## THE REQUEST
Please say how many lines of the listing hold "screenshot", with no other words in the answer.

——

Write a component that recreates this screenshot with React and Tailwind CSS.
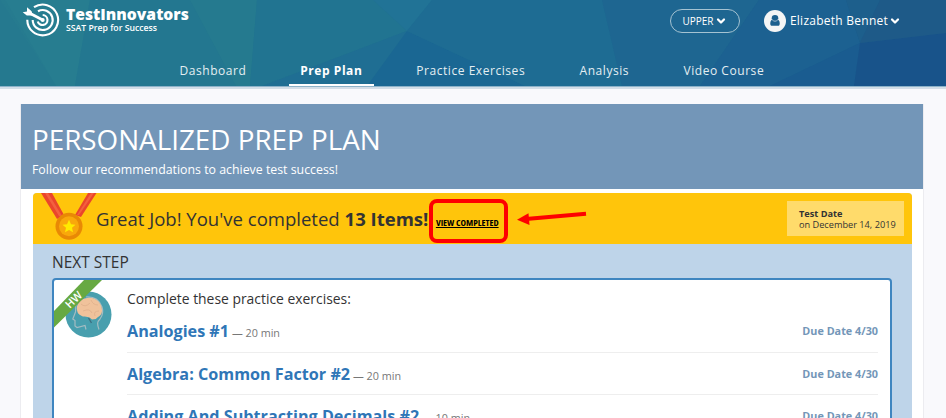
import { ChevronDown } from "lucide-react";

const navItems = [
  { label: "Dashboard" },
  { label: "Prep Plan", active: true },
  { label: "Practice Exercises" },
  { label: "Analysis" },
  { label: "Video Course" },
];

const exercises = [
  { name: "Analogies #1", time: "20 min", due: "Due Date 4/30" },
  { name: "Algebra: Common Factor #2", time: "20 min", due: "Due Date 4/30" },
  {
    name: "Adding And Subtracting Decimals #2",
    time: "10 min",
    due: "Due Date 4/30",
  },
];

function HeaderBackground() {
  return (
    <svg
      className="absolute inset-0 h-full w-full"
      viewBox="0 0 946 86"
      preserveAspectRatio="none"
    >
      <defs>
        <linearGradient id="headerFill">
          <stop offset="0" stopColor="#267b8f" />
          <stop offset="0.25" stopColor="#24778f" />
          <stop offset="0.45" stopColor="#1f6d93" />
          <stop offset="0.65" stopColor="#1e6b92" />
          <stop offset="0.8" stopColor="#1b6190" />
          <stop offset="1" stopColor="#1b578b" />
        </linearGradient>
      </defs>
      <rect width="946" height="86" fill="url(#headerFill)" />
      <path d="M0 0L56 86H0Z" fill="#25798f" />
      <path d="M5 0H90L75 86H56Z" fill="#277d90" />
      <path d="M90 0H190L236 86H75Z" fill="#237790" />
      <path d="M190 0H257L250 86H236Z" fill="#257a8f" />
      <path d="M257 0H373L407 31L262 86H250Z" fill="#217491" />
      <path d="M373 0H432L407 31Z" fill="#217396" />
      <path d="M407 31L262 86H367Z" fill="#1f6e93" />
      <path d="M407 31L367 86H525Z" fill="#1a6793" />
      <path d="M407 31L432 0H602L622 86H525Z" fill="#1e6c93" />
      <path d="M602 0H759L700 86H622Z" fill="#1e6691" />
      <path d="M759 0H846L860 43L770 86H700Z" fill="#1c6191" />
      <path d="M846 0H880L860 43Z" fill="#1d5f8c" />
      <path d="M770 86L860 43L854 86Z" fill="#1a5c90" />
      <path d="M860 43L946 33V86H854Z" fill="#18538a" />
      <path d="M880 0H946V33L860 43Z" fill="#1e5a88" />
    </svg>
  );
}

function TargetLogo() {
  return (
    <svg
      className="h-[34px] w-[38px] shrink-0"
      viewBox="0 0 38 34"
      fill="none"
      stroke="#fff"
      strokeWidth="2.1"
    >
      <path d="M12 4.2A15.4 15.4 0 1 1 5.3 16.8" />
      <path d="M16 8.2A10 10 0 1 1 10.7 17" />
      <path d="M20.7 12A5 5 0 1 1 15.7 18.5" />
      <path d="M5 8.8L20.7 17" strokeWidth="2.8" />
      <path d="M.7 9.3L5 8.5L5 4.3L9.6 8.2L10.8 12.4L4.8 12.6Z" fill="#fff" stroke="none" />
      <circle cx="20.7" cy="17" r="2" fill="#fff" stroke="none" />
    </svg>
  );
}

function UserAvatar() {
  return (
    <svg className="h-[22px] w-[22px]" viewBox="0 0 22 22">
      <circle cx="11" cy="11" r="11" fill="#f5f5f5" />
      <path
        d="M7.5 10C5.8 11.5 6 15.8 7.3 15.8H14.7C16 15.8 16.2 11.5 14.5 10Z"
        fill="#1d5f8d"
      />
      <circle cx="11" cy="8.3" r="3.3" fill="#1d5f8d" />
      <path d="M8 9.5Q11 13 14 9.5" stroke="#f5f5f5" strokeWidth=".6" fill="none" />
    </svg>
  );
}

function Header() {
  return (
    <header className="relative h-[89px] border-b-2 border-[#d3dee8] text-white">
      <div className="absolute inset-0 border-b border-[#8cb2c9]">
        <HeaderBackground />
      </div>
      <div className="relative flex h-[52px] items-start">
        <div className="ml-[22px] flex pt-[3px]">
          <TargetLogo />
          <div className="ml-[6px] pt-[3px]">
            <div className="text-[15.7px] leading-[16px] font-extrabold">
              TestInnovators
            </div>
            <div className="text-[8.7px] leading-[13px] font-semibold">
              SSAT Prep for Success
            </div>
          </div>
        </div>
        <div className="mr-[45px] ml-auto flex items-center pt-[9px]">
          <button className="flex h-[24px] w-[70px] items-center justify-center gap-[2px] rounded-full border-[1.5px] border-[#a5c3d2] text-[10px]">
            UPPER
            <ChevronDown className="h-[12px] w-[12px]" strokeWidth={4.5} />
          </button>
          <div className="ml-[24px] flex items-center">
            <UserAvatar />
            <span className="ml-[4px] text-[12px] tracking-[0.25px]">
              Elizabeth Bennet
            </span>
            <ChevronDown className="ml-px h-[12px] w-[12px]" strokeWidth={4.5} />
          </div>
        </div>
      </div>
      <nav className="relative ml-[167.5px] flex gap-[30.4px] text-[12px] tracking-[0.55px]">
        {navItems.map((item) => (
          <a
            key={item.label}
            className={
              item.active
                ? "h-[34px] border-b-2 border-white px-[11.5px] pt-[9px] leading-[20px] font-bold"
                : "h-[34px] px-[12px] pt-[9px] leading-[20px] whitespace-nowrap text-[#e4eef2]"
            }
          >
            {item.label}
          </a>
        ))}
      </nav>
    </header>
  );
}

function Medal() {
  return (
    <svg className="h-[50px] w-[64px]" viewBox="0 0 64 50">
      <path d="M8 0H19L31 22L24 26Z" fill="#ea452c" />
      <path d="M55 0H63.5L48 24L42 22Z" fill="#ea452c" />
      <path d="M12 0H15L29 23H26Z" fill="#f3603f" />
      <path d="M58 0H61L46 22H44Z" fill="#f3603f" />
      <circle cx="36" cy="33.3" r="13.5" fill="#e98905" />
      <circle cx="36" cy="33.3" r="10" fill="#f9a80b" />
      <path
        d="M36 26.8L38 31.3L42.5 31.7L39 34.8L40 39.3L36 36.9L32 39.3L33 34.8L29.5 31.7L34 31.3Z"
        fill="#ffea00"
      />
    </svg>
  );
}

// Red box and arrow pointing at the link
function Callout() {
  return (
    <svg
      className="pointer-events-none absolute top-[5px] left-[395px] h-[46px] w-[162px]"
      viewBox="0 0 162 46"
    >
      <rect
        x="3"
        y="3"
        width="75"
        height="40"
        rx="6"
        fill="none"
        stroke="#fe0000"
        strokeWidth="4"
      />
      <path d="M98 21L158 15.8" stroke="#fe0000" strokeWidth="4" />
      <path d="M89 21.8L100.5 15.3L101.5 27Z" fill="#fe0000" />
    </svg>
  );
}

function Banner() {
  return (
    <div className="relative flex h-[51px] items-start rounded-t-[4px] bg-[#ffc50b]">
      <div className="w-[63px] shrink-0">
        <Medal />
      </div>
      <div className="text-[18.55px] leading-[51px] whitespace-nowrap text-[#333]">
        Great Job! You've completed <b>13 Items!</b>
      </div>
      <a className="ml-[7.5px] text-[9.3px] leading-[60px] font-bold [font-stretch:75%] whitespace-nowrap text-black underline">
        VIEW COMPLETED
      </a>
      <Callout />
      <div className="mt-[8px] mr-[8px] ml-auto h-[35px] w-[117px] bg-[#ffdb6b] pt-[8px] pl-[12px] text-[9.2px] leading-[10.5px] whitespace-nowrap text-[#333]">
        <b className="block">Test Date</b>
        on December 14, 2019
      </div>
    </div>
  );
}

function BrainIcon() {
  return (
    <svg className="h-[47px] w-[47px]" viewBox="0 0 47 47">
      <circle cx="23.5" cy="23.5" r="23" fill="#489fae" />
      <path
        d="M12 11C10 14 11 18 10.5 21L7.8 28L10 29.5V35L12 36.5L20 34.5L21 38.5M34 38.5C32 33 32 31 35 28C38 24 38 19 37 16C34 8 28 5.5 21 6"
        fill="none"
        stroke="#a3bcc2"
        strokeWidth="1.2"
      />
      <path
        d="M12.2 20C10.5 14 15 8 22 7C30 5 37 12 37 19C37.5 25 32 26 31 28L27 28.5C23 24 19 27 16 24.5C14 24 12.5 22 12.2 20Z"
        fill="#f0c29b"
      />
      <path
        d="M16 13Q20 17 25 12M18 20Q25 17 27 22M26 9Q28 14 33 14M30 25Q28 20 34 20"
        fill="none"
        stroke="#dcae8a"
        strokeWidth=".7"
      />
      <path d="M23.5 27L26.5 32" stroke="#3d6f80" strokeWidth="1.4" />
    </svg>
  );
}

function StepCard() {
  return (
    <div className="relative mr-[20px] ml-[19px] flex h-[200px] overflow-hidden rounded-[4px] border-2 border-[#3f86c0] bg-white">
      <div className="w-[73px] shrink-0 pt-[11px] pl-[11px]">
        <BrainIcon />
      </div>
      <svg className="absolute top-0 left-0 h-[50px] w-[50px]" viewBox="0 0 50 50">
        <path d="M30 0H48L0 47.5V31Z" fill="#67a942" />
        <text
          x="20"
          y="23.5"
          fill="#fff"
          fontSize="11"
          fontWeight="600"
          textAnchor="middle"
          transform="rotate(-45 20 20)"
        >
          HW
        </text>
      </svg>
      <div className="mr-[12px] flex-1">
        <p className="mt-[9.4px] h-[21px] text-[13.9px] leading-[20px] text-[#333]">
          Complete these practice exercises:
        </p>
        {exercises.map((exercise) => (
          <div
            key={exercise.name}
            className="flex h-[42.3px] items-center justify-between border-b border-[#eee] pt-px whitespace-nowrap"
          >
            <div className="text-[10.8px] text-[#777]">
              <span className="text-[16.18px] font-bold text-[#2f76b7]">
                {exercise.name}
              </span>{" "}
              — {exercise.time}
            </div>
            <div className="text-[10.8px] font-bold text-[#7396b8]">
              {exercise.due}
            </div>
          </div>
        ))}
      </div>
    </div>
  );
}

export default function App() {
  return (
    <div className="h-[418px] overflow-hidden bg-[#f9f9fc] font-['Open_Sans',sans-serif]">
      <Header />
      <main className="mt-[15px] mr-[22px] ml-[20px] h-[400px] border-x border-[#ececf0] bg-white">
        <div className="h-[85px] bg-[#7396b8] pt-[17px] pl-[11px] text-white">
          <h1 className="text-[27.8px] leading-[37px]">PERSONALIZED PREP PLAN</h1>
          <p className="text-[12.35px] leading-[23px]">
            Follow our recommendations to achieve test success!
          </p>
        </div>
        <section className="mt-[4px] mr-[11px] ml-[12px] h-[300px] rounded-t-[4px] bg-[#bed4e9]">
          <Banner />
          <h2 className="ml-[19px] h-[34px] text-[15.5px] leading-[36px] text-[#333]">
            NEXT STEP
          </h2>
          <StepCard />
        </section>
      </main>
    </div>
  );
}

——

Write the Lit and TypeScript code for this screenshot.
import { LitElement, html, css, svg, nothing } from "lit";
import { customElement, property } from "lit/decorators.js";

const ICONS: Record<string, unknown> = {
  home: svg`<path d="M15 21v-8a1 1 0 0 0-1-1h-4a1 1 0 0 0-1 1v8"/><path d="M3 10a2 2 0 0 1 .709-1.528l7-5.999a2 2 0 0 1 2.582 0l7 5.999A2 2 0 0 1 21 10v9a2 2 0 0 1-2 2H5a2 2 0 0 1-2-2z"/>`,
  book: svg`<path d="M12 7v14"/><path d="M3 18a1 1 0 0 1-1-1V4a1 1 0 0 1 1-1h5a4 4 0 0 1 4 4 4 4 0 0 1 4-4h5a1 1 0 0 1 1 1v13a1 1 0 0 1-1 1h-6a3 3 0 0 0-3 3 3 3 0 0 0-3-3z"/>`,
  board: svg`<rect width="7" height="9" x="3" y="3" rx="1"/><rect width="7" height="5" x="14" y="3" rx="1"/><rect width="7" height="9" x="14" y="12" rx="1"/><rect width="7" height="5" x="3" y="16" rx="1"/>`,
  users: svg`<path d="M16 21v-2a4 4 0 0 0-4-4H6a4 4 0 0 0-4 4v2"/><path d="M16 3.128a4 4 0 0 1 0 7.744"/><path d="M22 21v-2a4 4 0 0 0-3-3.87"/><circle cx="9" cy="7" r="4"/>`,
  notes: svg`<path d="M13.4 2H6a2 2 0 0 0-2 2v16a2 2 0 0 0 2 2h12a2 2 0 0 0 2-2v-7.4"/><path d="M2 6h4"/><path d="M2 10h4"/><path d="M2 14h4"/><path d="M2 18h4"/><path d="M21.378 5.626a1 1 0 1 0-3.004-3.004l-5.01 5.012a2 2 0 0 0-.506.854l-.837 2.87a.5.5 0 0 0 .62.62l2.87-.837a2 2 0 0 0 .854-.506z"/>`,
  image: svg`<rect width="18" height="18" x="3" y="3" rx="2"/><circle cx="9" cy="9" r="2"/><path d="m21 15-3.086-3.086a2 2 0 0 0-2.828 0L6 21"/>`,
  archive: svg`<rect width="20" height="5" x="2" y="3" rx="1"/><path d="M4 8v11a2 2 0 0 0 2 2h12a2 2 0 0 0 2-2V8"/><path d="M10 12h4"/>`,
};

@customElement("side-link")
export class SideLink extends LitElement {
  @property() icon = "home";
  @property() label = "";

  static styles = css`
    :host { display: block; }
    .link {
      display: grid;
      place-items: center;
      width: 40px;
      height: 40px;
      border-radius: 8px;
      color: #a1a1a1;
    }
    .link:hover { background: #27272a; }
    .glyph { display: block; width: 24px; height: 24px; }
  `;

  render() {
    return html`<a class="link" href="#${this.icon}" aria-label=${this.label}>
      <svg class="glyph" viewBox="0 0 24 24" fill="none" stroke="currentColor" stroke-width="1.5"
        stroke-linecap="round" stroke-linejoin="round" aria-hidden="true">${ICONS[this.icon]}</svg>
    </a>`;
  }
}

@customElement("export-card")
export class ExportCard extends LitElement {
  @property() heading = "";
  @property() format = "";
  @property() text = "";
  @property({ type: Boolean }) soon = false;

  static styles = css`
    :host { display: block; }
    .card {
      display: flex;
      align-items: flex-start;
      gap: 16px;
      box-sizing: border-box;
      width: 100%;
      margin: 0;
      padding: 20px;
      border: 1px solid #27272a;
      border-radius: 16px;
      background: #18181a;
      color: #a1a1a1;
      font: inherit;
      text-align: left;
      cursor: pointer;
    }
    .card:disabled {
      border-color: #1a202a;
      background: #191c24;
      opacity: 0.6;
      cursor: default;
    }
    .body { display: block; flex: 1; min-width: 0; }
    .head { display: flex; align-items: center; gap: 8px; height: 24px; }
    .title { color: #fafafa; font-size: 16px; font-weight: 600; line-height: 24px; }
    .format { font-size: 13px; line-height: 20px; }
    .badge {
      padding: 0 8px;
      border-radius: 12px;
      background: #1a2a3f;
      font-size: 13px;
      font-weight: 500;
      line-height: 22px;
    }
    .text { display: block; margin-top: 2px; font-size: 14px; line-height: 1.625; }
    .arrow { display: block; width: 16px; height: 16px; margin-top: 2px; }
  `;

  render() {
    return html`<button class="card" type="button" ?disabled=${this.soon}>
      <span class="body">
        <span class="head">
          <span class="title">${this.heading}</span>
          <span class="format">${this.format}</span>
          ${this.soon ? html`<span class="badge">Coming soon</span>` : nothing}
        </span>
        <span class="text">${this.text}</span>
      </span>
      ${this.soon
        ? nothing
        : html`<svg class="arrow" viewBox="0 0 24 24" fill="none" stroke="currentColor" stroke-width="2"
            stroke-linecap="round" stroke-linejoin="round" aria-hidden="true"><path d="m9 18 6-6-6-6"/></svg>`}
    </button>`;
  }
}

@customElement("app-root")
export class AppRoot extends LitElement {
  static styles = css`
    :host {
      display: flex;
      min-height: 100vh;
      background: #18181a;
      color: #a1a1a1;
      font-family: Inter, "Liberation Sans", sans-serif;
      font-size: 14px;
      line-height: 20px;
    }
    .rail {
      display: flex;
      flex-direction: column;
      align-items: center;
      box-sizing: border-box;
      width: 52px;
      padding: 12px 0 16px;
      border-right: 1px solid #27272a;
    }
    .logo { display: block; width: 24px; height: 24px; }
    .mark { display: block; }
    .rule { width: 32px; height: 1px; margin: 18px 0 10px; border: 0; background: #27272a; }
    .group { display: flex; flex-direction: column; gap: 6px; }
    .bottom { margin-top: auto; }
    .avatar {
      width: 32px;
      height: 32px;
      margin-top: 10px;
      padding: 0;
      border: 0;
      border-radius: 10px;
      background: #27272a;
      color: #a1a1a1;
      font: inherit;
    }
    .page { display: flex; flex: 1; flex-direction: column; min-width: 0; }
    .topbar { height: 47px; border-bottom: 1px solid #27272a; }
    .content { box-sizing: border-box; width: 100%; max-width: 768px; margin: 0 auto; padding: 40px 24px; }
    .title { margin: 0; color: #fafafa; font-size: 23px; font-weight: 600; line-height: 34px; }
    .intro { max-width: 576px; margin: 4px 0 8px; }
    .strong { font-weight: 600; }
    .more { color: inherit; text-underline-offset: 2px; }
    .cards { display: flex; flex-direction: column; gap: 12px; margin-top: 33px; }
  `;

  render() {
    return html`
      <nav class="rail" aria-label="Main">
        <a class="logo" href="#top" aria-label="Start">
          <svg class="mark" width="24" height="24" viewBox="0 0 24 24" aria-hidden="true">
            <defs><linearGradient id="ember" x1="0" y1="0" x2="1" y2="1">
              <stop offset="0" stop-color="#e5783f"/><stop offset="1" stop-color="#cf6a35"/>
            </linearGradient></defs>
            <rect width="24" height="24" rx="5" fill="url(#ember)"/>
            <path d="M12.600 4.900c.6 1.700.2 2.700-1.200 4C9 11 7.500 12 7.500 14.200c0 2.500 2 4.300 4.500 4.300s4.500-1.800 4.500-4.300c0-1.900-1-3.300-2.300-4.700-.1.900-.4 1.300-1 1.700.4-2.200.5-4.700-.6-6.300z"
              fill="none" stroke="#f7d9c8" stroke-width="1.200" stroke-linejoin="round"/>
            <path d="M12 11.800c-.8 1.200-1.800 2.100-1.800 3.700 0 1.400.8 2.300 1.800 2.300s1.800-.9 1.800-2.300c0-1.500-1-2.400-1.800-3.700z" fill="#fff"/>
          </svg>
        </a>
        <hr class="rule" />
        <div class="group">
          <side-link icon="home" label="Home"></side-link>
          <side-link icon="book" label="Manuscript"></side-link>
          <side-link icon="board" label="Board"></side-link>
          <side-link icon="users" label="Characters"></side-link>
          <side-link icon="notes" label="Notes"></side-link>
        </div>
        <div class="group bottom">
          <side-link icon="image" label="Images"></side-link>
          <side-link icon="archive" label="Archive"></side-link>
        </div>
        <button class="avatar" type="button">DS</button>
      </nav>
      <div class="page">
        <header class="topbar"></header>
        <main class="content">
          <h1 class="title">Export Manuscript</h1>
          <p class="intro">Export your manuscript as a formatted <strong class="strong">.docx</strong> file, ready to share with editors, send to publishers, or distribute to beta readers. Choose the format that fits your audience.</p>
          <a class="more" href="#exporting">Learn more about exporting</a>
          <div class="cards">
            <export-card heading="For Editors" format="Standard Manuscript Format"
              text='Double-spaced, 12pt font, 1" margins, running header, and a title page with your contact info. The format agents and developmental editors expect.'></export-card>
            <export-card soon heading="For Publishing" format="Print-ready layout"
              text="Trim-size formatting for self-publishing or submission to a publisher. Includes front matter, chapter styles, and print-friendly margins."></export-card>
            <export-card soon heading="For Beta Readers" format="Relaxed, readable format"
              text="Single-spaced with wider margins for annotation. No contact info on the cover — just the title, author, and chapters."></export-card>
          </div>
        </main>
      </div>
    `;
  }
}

——

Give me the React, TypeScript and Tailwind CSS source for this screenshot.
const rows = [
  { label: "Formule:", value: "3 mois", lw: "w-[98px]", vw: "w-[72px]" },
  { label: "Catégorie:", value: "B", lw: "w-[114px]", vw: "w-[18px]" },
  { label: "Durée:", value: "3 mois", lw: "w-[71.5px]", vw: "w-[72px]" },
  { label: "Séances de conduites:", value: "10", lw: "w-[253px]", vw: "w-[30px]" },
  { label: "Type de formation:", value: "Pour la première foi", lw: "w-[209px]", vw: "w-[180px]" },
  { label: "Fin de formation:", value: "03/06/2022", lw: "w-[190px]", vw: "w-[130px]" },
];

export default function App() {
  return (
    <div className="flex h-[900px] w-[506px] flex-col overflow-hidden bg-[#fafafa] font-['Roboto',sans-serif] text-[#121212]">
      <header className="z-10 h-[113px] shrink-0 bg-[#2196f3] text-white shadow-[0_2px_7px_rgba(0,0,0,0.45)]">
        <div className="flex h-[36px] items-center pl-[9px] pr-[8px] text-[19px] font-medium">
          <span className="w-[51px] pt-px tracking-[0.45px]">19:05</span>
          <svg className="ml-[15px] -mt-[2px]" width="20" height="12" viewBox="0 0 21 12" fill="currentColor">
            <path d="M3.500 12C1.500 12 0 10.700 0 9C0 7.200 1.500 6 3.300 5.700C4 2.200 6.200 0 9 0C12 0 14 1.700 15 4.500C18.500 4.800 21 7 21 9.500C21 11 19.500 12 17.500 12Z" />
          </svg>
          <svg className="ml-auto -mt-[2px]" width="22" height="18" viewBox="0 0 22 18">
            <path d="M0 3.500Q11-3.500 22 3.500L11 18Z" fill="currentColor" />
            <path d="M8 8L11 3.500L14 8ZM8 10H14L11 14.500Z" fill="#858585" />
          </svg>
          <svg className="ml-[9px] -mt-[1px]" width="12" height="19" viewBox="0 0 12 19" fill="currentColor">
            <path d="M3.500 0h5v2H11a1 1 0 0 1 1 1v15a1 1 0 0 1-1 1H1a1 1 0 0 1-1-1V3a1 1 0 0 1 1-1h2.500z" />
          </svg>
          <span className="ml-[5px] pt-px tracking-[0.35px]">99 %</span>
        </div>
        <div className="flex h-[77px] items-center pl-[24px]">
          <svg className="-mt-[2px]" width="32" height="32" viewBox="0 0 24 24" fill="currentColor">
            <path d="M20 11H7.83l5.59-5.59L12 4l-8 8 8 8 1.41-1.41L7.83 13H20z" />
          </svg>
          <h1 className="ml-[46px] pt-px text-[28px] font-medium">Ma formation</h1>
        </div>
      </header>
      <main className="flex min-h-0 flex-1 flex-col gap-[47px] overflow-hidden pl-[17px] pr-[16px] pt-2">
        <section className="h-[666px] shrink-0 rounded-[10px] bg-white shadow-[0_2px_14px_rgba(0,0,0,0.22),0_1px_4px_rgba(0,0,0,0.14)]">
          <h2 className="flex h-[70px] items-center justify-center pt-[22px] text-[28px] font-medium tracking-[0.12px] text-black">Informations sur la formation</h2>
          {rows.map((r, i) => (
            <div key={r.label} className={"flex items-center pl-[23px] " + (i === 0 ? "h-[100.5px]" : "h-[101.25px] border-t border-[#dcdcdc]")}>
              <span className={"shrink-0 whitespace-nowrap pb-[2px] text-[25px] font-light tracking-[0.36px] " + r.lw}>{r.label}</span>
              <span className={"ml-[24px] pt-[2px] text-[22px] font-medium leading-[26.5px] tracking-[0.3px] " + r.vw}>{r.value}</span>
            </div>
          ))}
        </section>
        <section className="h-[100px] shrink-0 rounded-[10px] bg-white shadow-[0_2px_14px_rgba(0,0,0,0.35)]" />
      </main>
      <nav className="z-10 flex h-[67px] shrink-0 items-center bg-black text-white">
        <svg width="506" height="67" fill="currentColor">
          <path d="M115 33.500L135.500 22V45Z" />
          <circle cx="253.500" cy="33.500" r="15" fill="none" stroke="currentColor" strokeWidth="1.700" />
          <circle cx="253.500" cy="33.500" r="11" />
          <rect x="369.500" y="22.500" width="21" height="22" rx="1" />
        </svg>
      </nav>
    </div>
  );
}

——

## OUTPUT FOR THIS TASK
3